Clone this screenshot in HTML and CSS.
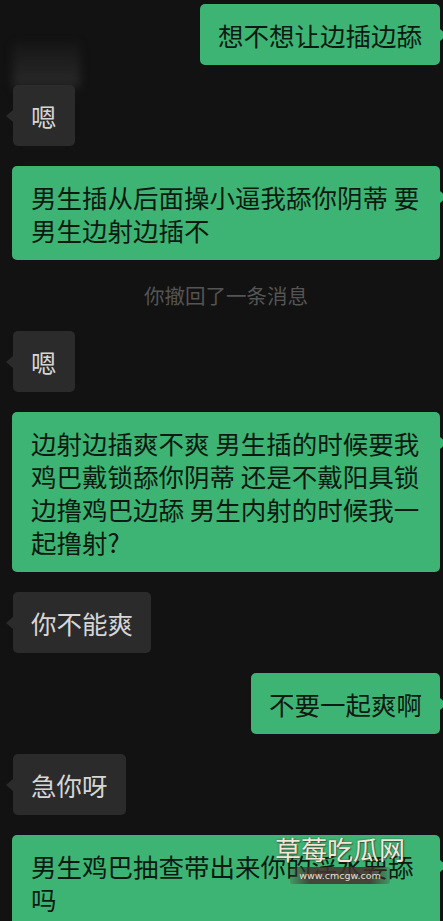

--

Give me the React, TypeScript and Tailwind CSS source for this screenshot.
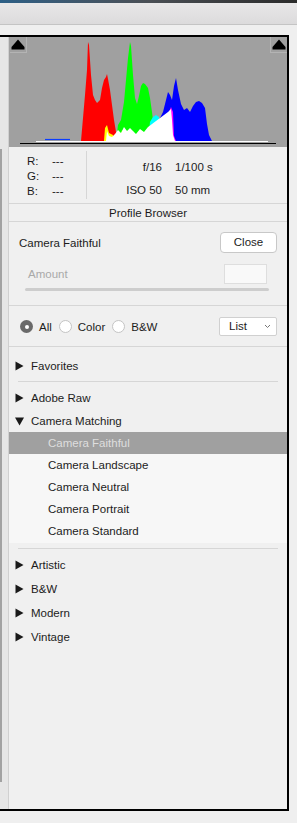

...

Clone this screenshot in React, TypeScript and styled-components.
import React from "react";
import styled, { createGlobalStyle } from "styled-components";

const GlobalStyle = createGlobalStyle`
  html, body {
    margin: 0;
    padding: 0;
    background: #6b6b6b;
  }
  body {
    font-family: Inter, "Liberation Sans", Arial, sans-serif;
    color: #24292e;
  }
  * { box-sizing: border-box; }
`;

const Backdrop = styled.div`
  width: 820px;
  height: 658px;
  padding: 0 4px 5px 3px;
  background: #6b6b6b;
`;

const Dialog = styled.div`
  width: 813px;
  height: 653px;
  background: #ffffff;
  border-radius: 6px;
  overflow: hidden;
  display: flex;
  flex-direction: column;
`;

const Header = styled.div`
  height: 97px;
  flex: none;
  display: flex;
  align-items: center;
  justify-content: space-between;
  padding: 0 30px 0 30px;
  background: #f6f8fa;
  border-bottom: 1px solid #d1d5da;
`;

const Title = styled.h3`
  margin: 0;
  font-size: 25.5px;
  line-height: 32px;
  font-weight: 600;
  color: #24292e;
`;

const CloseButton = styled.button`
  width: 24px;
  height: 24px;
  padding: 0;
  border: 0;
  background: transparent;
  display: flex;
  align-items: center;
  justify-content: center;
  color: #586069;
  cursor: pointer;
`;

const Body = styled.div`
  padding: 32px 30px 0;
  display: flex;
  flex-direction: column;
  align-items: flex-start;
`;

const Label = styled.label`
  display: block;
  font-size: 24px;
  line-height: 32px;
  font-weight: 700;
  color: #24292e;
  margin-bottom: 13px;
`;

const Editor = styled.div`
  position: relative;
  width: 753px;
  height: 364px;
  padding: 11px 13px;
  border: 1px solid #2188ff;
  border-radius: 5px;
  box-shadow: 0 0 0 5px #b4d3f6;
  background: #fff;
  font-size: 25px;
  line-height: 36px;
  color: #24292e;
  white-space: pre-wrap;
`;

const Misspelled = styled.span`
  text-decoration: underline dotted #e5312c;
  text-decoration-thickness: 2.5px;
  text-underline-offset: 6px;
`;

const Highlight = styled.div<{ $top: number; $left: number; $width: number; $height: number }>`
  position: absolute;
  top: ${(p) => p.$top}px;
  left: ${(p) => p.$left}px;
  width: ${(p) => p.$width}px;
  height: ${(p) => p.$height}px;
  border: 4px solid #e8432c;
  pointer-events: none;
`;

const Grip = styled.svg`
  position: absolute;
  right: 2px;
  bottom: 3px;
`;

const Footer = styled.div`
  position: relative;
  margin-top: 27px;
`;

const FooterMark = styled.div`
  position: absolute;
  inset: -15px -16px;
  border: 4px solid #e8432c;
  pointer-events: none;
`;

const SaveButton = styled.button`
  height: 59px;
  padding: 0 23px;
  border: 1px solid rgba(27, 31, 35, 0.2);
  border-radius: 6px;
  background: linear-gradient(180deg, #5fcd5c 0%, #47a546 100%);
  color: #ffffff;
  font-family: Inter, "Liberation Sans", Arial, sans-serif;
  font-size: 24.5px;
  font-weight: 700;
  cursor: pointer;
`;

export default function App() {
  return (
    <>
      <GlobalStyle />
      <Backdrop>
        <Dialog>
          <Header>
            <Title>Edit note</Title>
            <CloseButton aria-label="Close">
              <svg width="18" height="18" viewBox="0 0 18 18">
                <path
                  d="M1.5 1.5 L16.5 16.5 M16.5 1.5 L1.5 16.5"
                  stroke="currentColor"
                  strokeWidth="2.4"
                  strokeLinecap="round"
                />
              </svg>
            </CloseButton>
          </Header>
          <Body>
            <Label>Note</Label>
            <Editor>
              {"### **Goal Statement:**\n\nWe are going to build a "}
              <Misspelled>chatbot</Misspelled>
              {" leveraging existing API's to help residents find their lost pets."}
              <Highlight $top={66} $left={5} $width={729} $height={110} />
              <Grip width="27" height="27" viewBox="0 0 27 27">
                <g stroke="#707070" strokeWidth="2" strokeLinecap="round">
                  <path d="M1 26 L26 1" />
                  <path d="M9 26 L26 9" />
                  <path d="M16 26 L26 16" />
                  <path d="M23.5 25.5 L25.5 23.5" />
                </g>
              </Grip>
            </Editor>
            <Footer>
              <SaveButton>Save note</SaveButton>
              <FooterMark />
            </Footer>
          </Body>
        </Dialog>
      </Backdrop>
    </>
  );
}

Short task:
Select every line where the word "components" occurs.

Task solution:
Clone this screenshot in React, TypeScript and styled-components.
import styled, { createGlobalStyle } from "styled-components";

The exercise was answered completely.